The cabin was raided on a snowy morning in March by a team of DEA special agents, U.S. Marshals and local law enforcement officers. The agents, who arrived in a convoy of four-wheel-drive vehicles, found a sophisticated marijuana growing facility complete with high-powered lights, a complicated ventilation system and 454 waist-high marijuana plants in full bloom.

“The room stank,” said Jeff Hamm, a local deputy sheriff who participated in the bust. “When you got out, you were hungry.”

A few months after the raid, Andrews pleaded guilty to conspiracy to grow marijuana and money laundering.

Andrews forfeited his three properties as part of his plea agreement, a measure his attorney, Michael Pancer, said was something his client could have fought in court. Rather than face a trial, Pancer said, Andrews decided to cooperate with prosecutors, and the forfeiture of the properties became a part of his plea negotiations.

John Kirby, a former federal prosecutor, said it’s fairly common for marijuana growers to be ordered to forfeit their properties. Under federal law, any property used to manufacture a controlled substance can be seized by the government. Similarly, any property bought with money obtained from drug manufacturing or dealing can be seized under federal forfeiture and money laundering laws.

In addition to his marijuana charge, Andrews was convicted of two counts of money laundering. He admitted to submit false information to mortgage lenders about the source of his income in order to buy his properties in Oceanside and Encinitas.

Because the payments on those loans were made with the proceeds from growing marijuana, the prosecuting attorneys charged Andrews with using the mortgages to launder money.

Now, the U.S. Marshals are waiting for the forfeiture procedure to be completed. Once the government has full ownership of the properties, a government spokeswoman said, the agency will list the properties with local Realtors, who will sell them on the open market.

Stacey Enniss, a Realtor with Red Hawk Realty in Santa Ysabel, said she’s already been contacted by the San Diego U.S. Marshals office as a possible listing agent for the log cabin.

The cabin was built by Andrews and his friends. With sweeping views down the north face of Volcan Mountain, the 39-acre property has its own well but is not connected to the electricity grid. The cabin itself was also built with no permits. And it was unfinished when it was raided.

The cabin was built from scratch. Andrews and his friends cut down all of the trees on his land and built a sawmill to turn the logs into wood for the cabin.

The bare walls and wood framing look like they were built by amateurs, Enniss said. She said there are clearly some deficiencies in the design of the home, though it has an attractive floor plan.

“It’s an inspector’s nightmare,” she said.

Because of the lack of permits, the property will have to be sold as land-only, Enniss said, which means the parcel is assessed as if the building doesn’t exist. She said the land has been valued at between $350,000 and $400,000. It’s unclear if the buyer will be allowed to keep the building.

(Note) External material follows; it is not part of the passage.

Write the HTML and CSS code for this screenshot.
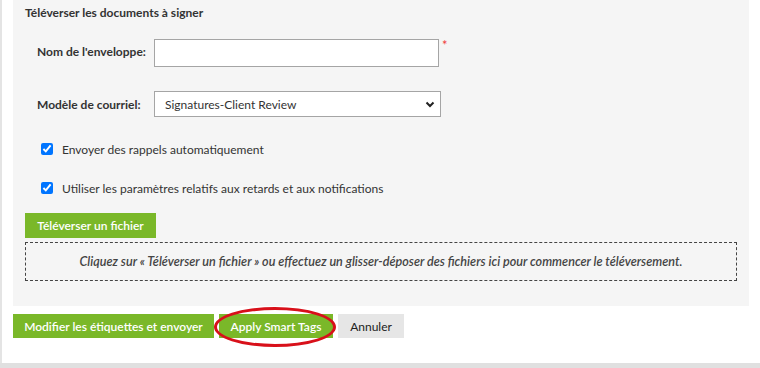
FILE: index.html
```html
<!DOCTYPE html>
<html lang="fr">
<head>
    <meta charset="UTF-8">
    <meta name="viewport" content="width=device-width, initial-scale=1.0">
    <title>Téléverser les documents</title>
    <link rel="stylesheet" href="styles.css">
</head>
<body>
    <div class="frame">
        <div class="panel">
            <h3 class="title">Téléverser les documents à signer</h3>
            <div class="field field-name">
                <label for="envelope-name">Nom de l'enveloppe:</label>
                <input type="text" id="envelope-name">
                <span class="required">*</span>
            </div>
            <div class="field field-template">
                <label for="email-template">Modèle de courriel:</label>
                <span class="select-wrap">
                    <select id="email-template">
                        <option>Signatures-Client Review</option>
                    </select>
                    <svg class="chevron" width="10" height="7" viewBox="0 0 10 7"><path d="M1.5 1.5 L5 5 L8.5 1.5" fill="none" stroke="#222" stroke-width="2"/></svg>
                </span>
            </div>
            <label class="check check-first">
                <input type="checkbox" checked>
                <span>Envoyer des rappels automatiquement</span>
            </label>
            <label class="check check-second">
                <input type="checkbox" checked>
                <span>Utiliser les paramètres relatifs aux retards et aux notifications</span>
            </label>
            <button class="btn btn-green upload-btn">Téléverser un fichier</button>
            <div class="dropzone">
                Cliquez sur « Téléverser un fichier » ou effectuez un glisser-déposer des fichiers ici pour commencer le téléversement.
            </div>
        </div>
        <div class="actions">
            <button class="btn btn-green btn-send">Modifier les étiquettes et envoyer</button>
            <span class="highlight">
                <button class="btn btn-green btn-tags">Apply Smart Tags</button>
                <span class="ring"></span>
            </span>
            <button class="btn btn-gray btn-cancel">Annuler</button>
        </div>
    </div>
    <div class="bottom-bar"></div>
</body>
</html>
```

FILE: styles.css
```css
body {
    margin: 0;
    font-family: Lato, "Open Sans", sans-serif;
    font-size: 12px;
    color: #333;
    background: #fff;
    height: 368px;
    display: flex;
    flex-direction: column;
    overflow: hidden;
}
.frame {
    flex: 1;
    border-left: 2px solid #e4e4e4;
    padding: 0 11px;
}
.panel {
    background: #f5f5f5;
    padding: 5px 12px 25px 12px;
}
.title {
    margin: 0;
    font-size: 12px;
    font-weight: bold;
    line-height: 16px;
}
.field {
    display: flex;
    align-items: center;
    padding-left: 12px;
}
.field label {
    flex-shrink: 0;
    width: 117px;
    white-space: nowrap;
    font-weight: bold;
}
.field-name {
    margin-top: 18px;
    align-items: flex-start;
}
.field-name label {
    line-height: 26px;
}
.field-name input {
    width: 285px;
    height: 28px;
    box-sizing: border-box;
    border: 1px solid #a5a5a5;
    background: #fff;
    margin: 0;
}
.required {
    color: #f03a3a;
    margin-left: 3px;
    font-size: 13px;
    line-height: 12px;
}
.field-template {
    margin-top: 24px;
}
.select-wrap {
    position: relative;
    display: inline-block;
}
.select-wrap select {
    display: block;
    appearance: none;
    width: 287px;
    height: 26px;
    border: 1px solid #a5a5a5;
    background: #fff;
    font-family: inherit;
    font-size: 12px;
    color: #333;
    padding: 0 10px;
    margin: 0;
}
.chevron {
    position: absolute;
    right: 6px;
    top: 10px;
}
.check {
    display: flex;
    align-items: center;
    height: 20px;
    padding-left: 16px;
}
.check input {
    margin: 0 9px 0 0;
    width: 12px;
    height: 12px;
}
.check-first {
    margin-top: 22px;
}
.check-second {
    margin-top: 19px;
}
.btn {
    border: none;
    font-family: inherit;
    font-size: 12px;
    font-weight: 600;
    height: 24px;
    padding: 0;
    cursor: pointer;
}
.btn-green {
    background: #7ab829;
    color: #fff;
}
.btn-gray {
    background: #e6e6e6;
    color: #222;
    font-weight: normal;
}
.upload-btn {
    display: block;
    margin-top: 15px;
    height: 25px;
    width: 131px;
}
.dropzone {
    margin-top: 4px;
    height: 39px;
    box-sizing: border-box;
    border: 1px dashed #444;
    display: flex;
    align-items: center;
    justify-content: center;
    font-size: 12.6px;
    font-style: italic;
    font-weight: 600;
    color: #444;
}
.actions {
    display: flex;
    gap: 5px;
    margin-top: 8px;
}
.btn-send {
    width: 201px;
}
.btn-tags {
    width: 114px;
}
.btn-cancel {
    width: 66px;
}
.highlight {
    position: relative;
    display: inline-block;
    height: 24px;
}
.ring {
    position: absolute;
    left: -5px;
    top: -7px;
    width: 122px;
    height: 40px;
    box-sizing: border-box;
    border: 3px solid #d8101a;
    border-radius: 50%;
}
.bottom-bar {
    height: 5px;
    background: #e0e0e0;
}
```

Jim Schultz, a Realtor who often lists rural properties in Santa Ysabel and Julian, said the cabin has another thing going for it: Notoriety. Everybody’s heard about the cabin with the elevator and the underground tunnel and the marijuana growing rooms, Schultz said, and that could work in a Realtor’s favor.

“Sometimes a house’s really strange or bizarre notoriety can be a big drawing card that will attract buyers to at least come and see the property,” Schultz said.

Asked who she thinks might be interested in buying the isolated property, Enniss said she had some ideas about how the underground rooms could be used.

“I think it would make a unique wine cellar,” she said. “But the word on the hill is that another drug dealer might buy it.”

The “word on the hill” was one of the factors that led to Andrews getting caught in the first place.

Hamm, who has visited the property many times over the past few years, said he knew there was something strange going on in the cabin on the hill.

“If you’re in a rural area, trying to hide anything is very hard,” Hamm said. “You’re living in a fishbowl.”

“(Andrews) didn’t do a very good job of hiding what he was doing,” he added.

Indeed, considering the remoteness of the cabin, Hamm said, the regular comings and goings at Andrews’ property raised a few eyebrows in the local community. So it came as no surprise, Hamm said, when he found out the DEA was investigating Andrews.

Court documents show that the DEA special agent in charge of the investigation had obtained detailed information about Andrews’ marijuana growing property prior to the log cabin raid. The documents show that three confidential sources, including two informants with recent convictions for growing marijuana, told the special agent all about Andrews’ operation.

One of those sources had been told about the underground growing rooms by someone who helped build the house.

Court documents also show investigators attached a Global Positioning System tracking device to Andrews’ truck and searched his trash, his mail and his financial and tax histories before applying for a search warrant for the Santa Ysabel cabin.

Investigators tracked Andrews to and from a Pacific Beach hydroponics store and an Oceanside storage facility, where Andrews rented a locker. A worker at the storage facility helped the DEA agents with surveillance, the documents show, and led them to trash bags discarded by Andrews in a dumpster. Those bags contained traces of marijuana, along with documents and identification that eventually helped the investigators narrow in on Andrews’ operation.

DEA spokesman Dan Simmons said the lengths Andrews went to hide his growing operation should serve as a warning to other drug dealers in San Diego.

“We’ve done such a good job above ground that these growers have had to go underground,” Simmons said.

(Correction: The original version of this story erroneously identified the cabin as being located on Palomar Mountain. We regret the error.)